I am sure that this comes as no surprise to those who have been reading this site for any length of time. Now let me explain how this applies to the public reading of Scripture.
Perhaps it would be useful to first explain how we publicly read Scripture at Grace Fellowship Church. We do it as one component of our worship service. Here is how a typical service might proceed:
- Welcome and Prayer
- Scripture Reading
- Pastoral Prayer
The music is led by a lead worshipper and the musicians are a mix of men and women. The prayer tends to be led by the elders of the church (and the pastoral prayer is always led by the elders), but on some occasions we have both men and women of the church pray. Of course the sermon is always preached by one of the elders or, on occasion, by a man appointed by the elders (such as a non-elder who is a gifted teacher). So some of the components of the service are open to men and women while some are open only to men. The question is, where does Scripture reading fall?

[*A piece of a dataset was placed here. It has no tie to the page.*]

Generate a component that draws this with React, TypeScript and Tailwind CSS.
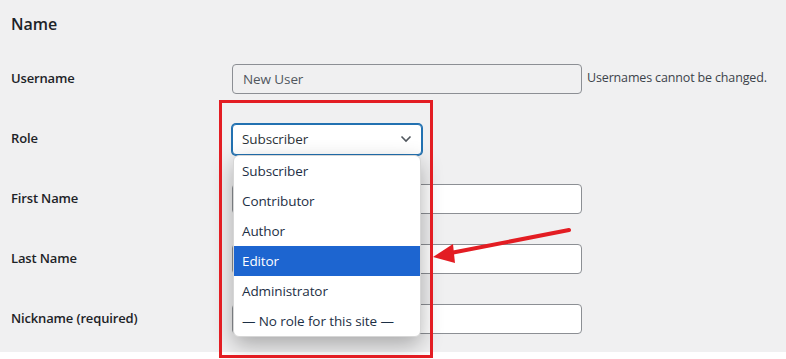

Our Scripture reading will often be lengthy—an entire Psalm or a full chapter of the Bible. We preface the reading by declaring, “This is what Holy Scripture says” or something similar. We conclude it by again declaring, “This is the Word of the Lord,” to which the congregation responds, “Amen.” We build that formal structure around the Scripture reading to set it apart and to give it weight. We expect people to understand that this is not mere formality and it is not merely words they are hearing. Rather, they are hearing the very words of God.
If you read through the article in which I described how we go about preparing to read Scripture, you will see that we expect those who read to understand that this is a teaching ministry. The preparation is meant to be preparation to teach—not just to read well, but to read in such a way that the reader is a teacher.

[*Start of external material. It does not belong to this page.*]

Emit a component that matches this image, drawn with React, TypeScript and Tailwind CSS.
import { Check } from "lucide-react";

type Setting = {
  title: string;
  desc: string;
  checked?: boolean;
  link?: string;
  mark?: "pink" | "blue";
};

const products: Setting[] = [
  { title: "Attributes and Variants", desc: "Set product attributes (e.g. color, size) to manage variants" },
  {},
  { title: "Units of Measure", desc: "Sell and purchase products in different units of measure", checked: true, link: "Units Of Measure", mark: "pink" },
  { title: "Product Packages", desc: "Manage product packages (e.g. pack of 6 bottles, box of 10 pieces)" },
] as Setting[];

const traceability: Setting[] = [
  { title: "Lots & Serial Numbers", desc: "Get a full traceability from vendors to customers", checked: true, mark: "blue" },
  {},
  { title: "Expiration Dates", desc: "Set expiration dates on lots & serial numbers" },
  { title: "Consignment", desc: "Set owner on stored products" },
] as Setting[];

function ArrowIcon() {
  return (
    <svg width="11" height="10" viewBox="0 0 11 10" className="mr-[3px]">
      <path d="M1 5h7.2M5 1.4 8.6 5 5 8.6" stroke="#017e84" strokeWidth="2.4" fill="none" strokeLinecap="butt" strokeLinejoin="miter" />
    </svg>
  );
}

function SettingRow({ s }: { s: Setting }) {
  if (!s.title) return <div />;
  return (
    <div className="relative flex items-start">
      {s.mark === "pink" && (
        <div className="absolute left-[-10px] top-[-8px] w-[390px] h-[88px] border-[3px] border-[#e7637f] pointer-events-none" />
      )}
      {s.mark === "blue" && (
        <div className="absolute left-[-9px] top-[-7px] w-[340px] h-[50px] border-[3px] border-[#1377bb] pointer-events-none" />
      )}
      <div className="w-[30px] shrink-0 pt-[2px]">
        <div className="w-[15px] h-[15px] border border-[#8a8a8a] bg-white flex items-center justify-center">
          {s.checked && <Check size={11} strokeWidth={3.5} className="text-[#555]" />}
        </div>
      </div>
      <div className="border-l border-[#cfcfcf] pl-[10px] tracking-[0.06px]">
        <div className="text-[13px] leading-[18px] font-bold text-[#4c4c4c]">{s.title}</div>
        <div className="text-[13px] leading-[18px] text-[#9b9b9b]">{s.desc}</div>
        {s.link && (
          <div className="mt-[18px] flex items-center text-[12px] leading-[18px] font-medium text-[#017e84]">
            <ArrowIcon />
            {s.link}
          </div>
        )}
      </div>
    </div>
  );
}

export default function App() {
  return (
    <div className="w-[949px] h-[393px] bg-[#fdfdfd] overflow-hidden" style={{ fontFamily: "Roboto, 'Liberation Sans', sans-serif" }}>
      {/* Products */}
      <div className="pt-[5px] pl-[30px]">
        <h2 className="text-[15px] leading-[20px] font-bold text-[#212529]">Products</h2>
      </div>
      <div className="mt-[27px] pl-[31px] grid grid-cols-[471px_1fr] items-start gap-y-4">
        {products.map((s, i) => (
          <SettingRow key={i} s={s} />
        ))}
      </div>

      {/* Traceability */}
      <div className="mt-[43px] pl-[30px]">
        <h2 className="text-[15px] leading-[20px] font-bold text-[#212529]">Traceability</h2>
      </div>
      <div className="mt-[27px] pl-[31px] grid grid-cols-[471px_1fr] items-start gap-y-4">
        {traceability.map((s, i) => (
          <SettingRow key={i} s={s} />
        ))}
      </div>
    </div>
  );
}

In this way we see the public reading of Scripture as being in the same category not as singing or praying, but as preaching. It is a teaching role.
I believe we stand on firm biblical grounds here. In 1 Timothy 4 Paul tells Timothy to devote himself to 3 things—3 related things: the public reading of Scripture, exhortation and teaching. This follows Paul’s instruction that women are not to teach or exercise authority over men. It is my understanding that this applies to all 3 of these things—reading Scripture, exhortation and teaching. These are 3 parts of the same ministry—that of exercising authority in teaching. So I see it explicitly there, and then I find it implicit in my general understanding of teaching, gender roles and complementarity.
So I suppose what I would want you to see is that my conviction about the public reading of Scripture in the worship services is built upon the same foundation as my conviction about the preaching ministry. They are two components of the same ministry, and, therefore, what applies to one applies to the other.